When Doro discovers her, he decides they'd make lovely children together. Unfortunately, Doro is a narcissistic psychopath who views everyone, including his own children, as tools to be used or discarded when dangerous or no longer useful. So while Anyanwu is initially thrilled, fearful, and then resigned about being taken by Doro, their relationship will turn into a centuries-long battle of wills in which Doro seeks to dominate her and Anyanwu continually finds ways to survive and resist him even when submitting.
Octavia Butler's prose is smooth and straightforward, packing a ton of plot, characterization, and emotion into every sentence without a lot of flowery language. Wild Seed skillfully weaves racism into the narrative (Doro and Anyanwu both being immortal superbeings who also happen to be African, winding up in 19th century America) without making it a soapbox about racism, as so many modern novels do with their much more clumsy allegories. (Arguably, one could also say this about the X-Men.)

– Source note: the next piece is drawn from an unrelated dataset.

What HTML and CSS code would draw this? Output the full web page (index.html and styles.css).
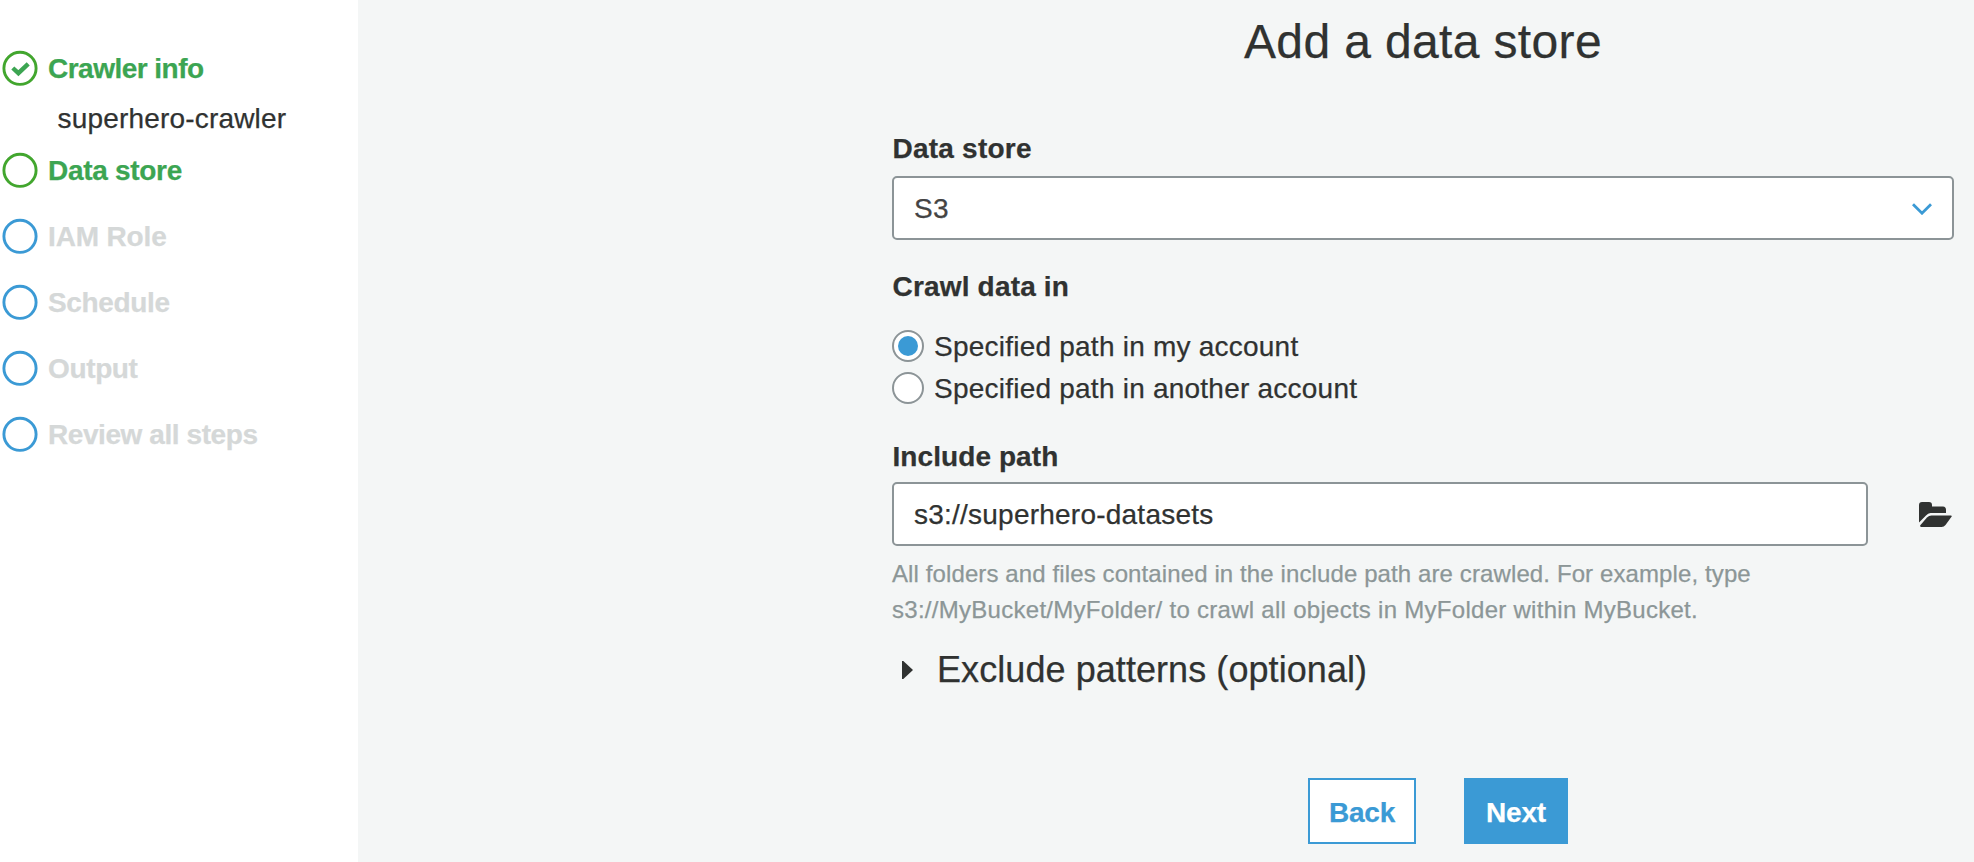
FILE: index.html
```
<!DOCTYPE html>
<html lang="en">
<head>
<meta charset="utf-8">
<title>Add a data store</title>
<link rel="stylesheet" href="styles.css">
</head>
<body>
<nav class="steps">
  <div class="step done"><svg class="ring" viewBox="0 0 36 36"><circle cx="18" cy="18.300" r="16.1"/><path class="tick" d="M10.800 18l5.600 5.200 9.800-9.400"/></svg><span class="t-crawler">Crawler info</span></div>
  <div class="detail">superhero-crawler</div>
  <div class="step current"><svg class="ring" viewBox="0 0 36 36"><circle cx="18" cy="18.300" r="16.1"/></svg><span>Data store</span></div>
  <div class="step"><svg class="ring" viewBox="0 0 36 36"><circle cx="18" cy="18.300" r="16.1"/></svg><span class="t-iam">IAM Role</span></div>
  <div class="step"><svg class="ring" viewBox="0 0 36 36"><circle cx="18" cy="18.300" r="16.1"/></svg><span>Schedule</span></div>
  <div class="step"><svg class="ring" viewBox="0 0 36 36"><circle cx="18" cy="18.300" r="16.1"/></svg><span>Output</span></div>
  <div class="step"><svg class="ring" viewBox="0 0 36 36"><circle cx="18" cy="18.300" r="16.1"/></svg><span class="t-review">Review all steps</span></div>
</nav>
<main class="panel">
  <h1 class="title">Add a data store</h1>
  <div class="label">Data store</div>
  <div class="control select"><span>S3</span><svg class="chevron" viewBox="0 0 20 12"><path d="M1 1.300l9 8.900 9-8.900"/></svg></div>
  <div class="label crawl">Crawl data in</div>
  <div class="options">
    <div class="option"><i class="radio on"></i><span>Specified path in my account</span></div>
    <div class="option"><i class="radio"></i><span>Specified path in another account</span></div>
  </div>
  <div class="label include">Include path</div>
  <div class="row">
    <div class="control path">s3://superhero-datasets</div>
    <svg class="folder" viewBox="0 0 33 25"><path d="M0 20.500V3Q0 0 3 0H10Q13 0 13 3V4.500H24Q27 4.500 27 8V11H11.500Q9 11 7 13.500Z"/><path d="M1.500 23L8 15.500Q10 13.500 12.500 13.500H32Q33.300 13.500 32.500 14.700L26.500 23Q25 25 22.500 25H2Q.500 24.500 1.500 23Z"/></svg>
  </div>
  <div class="help"><div>All folders and files contained in the include path are crawled. For example, type</div><div class="example">s3://MyBucket/MyFolder/ to crawl all objects in MyFolder within MyBucket.</div></div>
  <div class="exclude"><i class="arrow"></i><span>Exclude patterns (optional)</span></div>
  <div class="actions"><div class="button back">Back</div><div class="button next">Next</div></div>
</main>
</body>
</html>
```
FILE: styles.css
```
* { box-sizing: border-box; }

body {
  margin: 0;
  display: flex;
  height: 862px;
  overflow: hidden;
  font: 28px/38px "Liberation Sans", Arial, sans-serif;
  letter-spacing: 0.23px;
  white-space: nowrap;
  background: #f4f6f6;
  color: #303231;
  -webkit-text-stroke: 0.25px currentColor;
}

.steps { width: 358px; flex: none; background: #fff; padding-top: 50px; }
.step {
  display: flex;
  gap: 10px;
  height: 36px;
  margin-bottom: 30px;
  padding-left: 2px;
  font-weight: bold;
  letter-spacing: -0.36px;
  color: #d5d8d8;
}
.step.done { margin-bottom: 14px; }
.step.done, .step.current { color: #3ca552; }
.step.current { letter-spacing: -0.3px; }
.detail { height: 36px; margin-bottom: 16px; padding-left: 57.500px; letter-spacing: 0.18px; }
.ring { width: 36px; height: 36px; fill: none; stroke: #3b9ad5; stroke-width: 2.9; }
.done .ring, .current .ring { stroke: #42a62e; }
.ring .tick { stroke: #3ca552; stroke-width: 4.4; }
.step .t-crawler { letter-spacing: -0.52px; }
.step .t-iam { letter-spacing: -0.14px; }
.step .t-review { letter-spacing: -0.42px; }

.panel { width: 1062px; margin-left: 534px; padding-top: 12px; flex: none; }
.title {
  margin: 0 0 58px;
  font-size: 48px;
  line-height: 60px;
  font-weight: normal;
  letter-spacing: 0.36px;
  text-align: center;
}
.label { height: 36px; margin-bottom: 10px; padding-left: 0.500px; font-weight: bold; }
.label.crawl { margin: 28px 0 24px; letter-spacing: 0.18px; }
.label.include { margin: 32px 0 8px; letter-spacing: 0.08px; }
.control {
  display: flex;
  align-items: center;
  height: 64px;
  padding: 1px 20px 0 20px;
  border: 2px solid #8c9497;
  border-radius: 5px;
  background: #fff;
}
.select { justify-content: space-between; color: #444; }
.chevron { width: 20px; height: 12px; margin-top: 1px; fill: none; stroke: #3b9ad5; stroke-width: 2.8; }

.options { display: grid; gap: 6px; }
.option { display: flex; align-items: center; gap: 10px; height: 36px; }
.option span { padding-top: 1px; }
.radio {
  display: grid;
  place-items: center;
  width: 32px;
  height: 32px;
  border: 2px solid #8c9497;
  border-radius: 50%;
  background: #fff;
}
.radio.on::after { content: ""; width: 20px; height: 20px; border-radius: 50%; background: #3b9ad5; }

.row { display: flex; align-items: center; justify-content: space-between; padding-right: 2px; }
.path { width: 976px; }
.folder { width: 33px; height: 25px; margin-top: 1px; fill: #303231; }

.help { margin-top: 10px; font-size: 24px; line-height: 36px; letter-spacing: 0.11px; color: #8c9697; }
.example { letter-spacing: 0.28px; }

.exclude {
  display: flex;
  align-items: center;
  gap: 24px;
  margin-top: 18px;
  padding-left: 10px;
  font-size: 36px;
  line-height: 48px;
  letter-spacing: 0.07px;
}
.arrow { width: 11px; height: 18px; background: #303231; clip-path: polygon(0 0, 12% 0, 100% 50%, 12% 100%, 0 100%); }

.actions { display: flex; gap: 48px; margin: 84px 0 0 416px; }
.button {
  width: 108px;
  height: 66px;
  padding-top: 14px;
  border: 2px solid #3b9ad5;
  font-weight: bold;
  letter-spacing: -0.2px;
  text-align: center;
  color: #3b9ad5;
  background: #fff;
}
.next { width: 104px; color: #fff; background: #3b9ad5; }
```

That said, the book wasn't quite perfect. I found Anyanwu a little frustrating. She is a healer and that is her role throughout the book, including her desire to "heal" Doro. There seems to be a bit of the old "I can make the sexy Bad Boy good with the power of my love" trope here. Butler does it with far more nuance and plausibility than in a YA novel, and I actually like the fact that someone who's proven himself to be as despicable and borderline-sociopathic as Doro, for millenia, actually has somewhat-reasonable justifications for his actions (albeit it's the vampire justification — "It's what I am and if I don't do it I die") and a hope of redemption. But I still found Anyanwu going back to him annoying, maybe because I am used to X-Men comics where the underdog would figure out a way to beat the more powerful villain with her powers instead of submitting and reforming him. Though in fairness, that's been the plot of a few Magneto storylines, hasn't it?
Anyway, this was a good book, and it's the first in a series, so I am curious to see where Doro and Anyanwu go from here.
Also by Octavia Butler: My reviews of Parable of the Sower, Parable of the Talents, Fledgling, and Dawn.
My complete list of book reviews.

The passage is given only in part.